Information shown:
--- start ---
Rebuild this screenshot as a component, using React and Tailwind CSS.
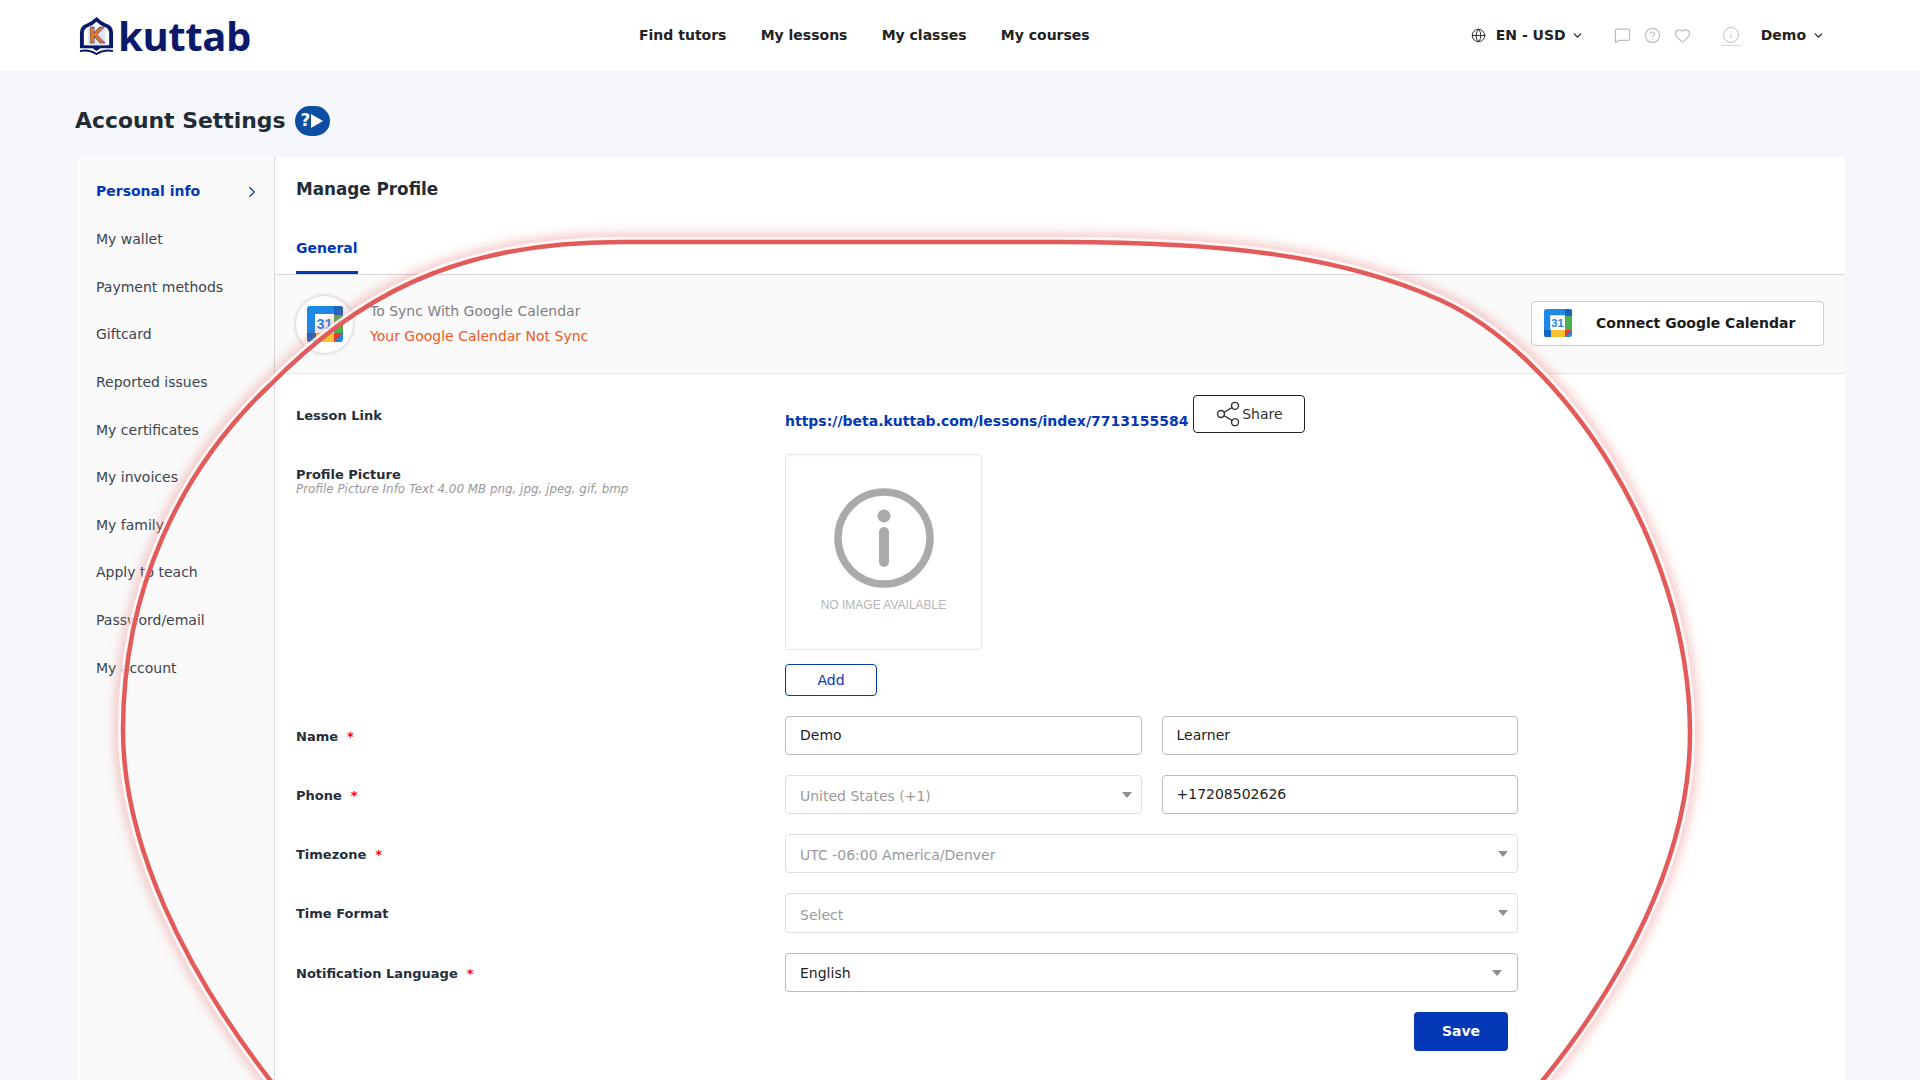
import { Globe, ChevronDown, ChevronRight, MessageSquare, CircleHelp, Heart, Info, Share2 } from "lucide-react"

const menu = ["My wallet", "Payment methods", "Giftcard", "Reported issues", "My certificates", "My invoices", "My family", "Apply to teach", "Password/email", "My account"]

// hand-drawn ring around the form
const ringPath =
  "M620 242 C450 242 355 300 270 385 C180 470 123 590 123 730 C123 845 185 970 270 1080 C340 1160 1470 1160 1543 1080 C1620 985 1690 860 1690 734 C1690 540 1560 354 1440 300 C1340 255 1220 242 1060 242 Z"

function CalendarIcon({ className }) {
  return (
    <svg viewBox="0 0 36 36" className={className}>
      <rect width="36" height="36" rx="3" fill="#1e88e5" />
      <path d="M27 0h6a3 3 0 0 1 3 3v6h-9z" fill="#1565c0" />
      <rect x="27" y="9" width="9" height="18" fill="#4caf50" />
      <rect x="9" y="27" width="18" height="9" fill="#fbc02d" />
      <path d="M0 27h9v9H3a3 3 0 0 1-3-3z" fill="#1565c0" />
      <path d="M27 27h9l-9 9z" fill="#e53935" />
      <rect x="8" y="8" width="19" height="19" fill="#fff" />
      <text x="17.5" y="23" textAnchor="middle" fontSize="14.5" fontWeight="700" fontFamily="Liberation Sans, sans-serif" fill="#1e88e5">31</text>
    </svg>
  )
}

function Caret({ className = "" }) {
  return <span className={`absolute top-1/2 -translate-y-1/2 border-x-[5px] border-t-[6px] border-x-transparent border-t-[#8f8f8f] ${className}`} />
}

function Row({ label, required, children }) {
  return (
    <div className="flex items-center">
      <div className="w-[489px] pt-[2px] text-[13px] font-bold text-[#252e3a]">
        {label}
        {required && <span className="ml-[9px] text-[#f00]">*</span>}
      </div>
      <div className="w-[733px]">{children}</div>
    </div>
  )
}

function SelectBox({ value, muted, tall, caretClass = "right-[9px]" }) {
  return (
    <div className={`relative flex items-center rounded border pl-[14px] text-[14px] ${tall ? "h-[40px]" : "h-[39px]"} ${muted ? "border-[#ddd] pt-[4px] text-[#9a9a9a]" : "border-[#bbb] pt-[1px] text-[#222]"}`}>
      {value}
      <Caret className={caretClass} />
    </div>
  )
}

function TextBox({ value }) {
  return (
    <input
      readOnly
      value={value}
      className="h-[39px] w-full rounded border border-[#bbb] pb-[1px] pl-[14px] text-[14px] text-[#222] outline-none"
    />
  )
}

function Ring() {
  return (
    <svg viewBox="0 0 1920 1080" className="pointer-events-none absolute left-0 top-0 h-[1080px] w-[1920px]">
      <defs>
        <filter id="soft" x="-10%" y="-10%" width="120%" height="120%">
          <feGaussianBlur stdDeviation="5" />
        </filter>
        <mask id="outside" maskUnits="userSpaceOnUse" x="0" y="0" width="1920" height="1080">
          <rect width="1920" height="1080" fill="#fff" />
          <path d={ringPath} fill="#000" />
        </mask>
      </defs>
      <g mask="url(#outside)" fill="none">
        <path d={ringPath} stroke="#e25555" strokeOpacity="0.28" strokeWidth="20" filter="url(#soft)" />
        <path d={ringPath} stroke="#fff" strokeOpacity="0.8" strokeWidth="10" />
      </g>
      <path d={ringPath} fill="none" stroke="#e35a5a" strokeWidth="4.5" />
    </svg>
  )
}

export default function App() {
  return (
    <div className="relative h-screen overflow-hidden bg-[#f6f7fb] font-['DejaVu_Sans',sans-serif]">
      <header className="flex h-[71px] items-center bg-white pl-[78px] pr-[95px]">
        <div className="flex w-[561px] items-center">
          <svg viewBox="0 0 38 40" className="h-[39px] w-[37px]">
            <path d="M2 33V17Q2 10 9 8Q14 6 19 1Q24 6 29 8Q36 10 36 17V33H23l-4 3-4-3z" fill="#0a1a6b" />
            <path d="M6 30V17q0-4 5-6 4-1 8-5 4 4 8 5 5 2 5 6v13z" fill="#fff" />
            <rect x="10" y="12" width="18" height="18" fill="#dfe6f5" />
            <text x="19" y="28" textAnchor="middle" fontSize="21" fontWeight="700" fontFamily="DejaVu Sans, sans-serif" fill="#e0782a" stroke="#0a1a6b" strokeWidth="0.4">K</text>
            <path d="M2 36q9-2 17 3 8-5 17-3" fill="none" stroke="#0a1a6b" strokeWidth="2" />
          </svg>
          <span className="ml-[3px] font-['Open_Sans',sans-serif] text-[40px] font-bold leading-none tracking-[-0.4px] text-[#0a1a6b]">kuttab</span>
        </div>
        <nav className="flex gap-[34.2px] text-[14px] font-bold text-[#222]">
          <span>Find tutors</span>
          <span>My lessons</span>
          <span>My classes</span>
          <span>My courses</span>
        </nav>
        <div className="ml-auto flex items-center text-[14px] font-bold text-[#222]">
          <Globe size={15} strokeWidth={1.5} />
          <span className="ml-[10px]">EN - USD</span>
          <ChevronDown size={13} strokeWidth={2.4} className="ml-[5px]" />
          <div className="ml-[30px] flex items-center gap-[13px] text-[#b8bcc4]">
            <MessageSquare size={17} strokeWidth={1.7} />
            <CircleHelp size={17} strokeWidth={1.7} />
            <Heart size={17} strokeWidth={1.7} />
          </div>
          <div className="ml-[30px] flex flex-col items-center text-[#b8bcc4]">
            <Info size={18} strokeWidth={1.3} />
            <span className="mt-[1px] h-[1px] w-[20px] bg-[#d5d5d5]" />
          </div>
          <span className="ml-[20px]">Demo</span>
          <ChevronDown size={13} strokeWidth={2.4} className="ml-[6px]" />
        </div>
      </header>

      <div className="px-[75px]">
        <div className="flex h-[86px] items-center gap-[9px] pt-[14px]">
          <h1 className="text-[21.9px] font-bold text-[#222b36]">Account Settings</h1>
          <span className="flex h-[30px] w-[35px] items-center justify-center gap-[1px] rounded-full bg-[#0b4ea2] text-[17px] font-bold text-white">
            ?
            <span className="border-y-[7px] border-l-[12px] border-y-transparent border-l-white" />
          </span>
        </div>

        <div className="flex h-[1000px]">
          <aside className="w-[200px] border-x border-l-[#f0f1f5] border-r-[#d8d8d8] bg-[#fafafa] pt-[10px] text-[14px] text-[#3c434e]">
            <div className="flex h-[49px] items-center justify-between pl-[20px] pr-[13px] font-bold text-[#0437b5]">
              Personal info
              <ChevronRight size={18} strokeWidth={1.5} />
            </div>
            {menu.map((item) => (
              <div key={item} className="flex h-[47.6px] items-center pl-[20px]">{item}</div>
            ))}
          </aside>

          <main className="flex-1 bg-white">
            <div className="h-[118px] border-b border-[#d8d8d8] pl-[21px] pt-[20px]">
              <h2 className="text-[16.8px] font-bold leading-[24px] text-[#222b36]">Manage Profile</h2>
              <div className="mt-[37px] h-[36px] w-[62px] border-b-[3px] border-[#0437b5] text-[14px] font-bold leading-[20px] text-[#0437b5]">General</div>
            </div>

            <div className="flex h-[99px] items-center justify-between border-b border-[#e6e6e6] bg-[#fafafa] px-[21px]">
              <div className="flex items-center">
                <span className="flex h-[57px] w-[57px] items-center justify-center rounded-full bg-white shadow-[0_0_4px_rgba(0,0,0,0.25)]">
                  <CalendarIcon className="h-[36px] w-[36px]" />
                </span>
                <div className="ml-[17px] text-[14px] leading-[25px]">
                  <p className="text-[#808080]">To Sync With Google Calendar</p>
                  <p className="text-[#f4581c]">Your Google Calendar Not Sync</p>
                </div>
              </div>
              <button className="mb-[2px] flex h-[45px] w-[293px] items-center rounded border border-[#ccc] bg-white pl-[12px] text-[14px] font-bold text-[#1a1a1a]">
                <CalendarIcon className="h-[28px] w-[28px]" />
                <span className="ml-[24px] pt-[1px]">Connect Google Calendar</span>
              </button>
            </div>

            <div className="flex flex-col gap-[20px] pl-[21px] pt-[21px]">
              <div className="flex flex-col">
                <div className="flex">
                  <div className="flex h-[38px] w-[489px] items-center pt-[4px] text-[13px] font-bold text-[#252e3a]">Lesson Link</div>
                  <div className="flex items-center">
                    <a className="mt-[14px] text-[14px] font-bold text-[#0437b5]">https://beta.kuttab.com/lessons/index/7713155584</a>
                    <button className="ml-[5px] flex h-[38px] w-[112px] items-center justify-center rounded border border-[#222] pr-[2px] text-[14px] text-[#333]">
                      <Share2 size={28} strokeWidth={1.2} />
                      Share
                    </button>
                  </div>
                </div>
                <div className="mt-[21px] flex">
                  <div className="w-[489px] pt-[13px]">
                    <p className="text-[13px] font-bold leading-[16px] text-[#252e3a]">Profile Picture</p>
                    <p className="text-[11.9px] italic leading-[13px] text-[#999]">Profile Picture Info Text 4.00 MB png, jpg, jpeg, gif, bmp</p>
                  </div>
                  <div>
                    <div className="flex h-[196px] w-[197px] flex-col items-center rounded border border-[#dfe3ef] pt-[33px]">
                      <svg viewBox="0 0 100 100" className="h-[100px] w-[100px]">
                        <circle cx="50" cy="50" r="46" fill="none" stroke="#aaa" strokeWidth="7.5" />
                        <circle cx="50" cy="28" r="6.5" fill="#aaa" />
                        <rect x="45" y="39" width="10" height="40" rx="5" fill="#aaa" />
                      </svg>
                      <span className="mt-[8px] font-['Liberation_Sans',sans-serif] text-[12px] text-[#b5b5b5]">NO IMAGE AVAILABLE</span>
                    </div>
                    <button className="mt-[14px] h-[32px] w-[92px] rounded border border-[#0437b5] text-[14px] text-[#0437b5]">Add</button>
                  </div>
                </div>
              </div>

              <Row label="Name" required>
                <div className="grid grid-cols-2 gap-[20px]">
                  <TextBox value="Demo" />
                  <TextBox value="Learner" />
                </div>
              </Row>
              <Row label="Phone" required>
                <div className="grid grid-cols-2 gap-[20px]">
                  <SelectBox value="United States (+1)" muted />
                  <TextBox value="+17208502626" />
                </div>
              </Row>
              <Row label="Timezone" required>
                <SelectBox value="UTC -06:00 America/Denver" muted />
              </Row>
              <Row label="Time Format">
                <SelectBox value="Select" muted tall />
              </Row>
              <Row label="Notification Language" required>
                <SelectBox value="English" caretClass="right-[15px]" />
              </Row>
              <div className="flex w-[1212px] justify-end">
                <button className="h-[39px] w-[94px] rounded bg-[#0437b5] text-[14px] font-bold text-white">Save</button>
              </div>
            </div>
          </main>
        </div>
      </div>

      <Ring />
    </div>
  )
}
--- end ---
Required work:
Write out, word for word, the lines from the start of the data through the one holding "Heart, Info, Share2". Omit pictures.

Final answer:
Rebuild this screenshot as a component, using React and Tailwind CSS.
import { Globe, ChevronDown, ChevronRight, MessageSquare, CircleHelp, Heart, Info, Share2 } from "lucide-react"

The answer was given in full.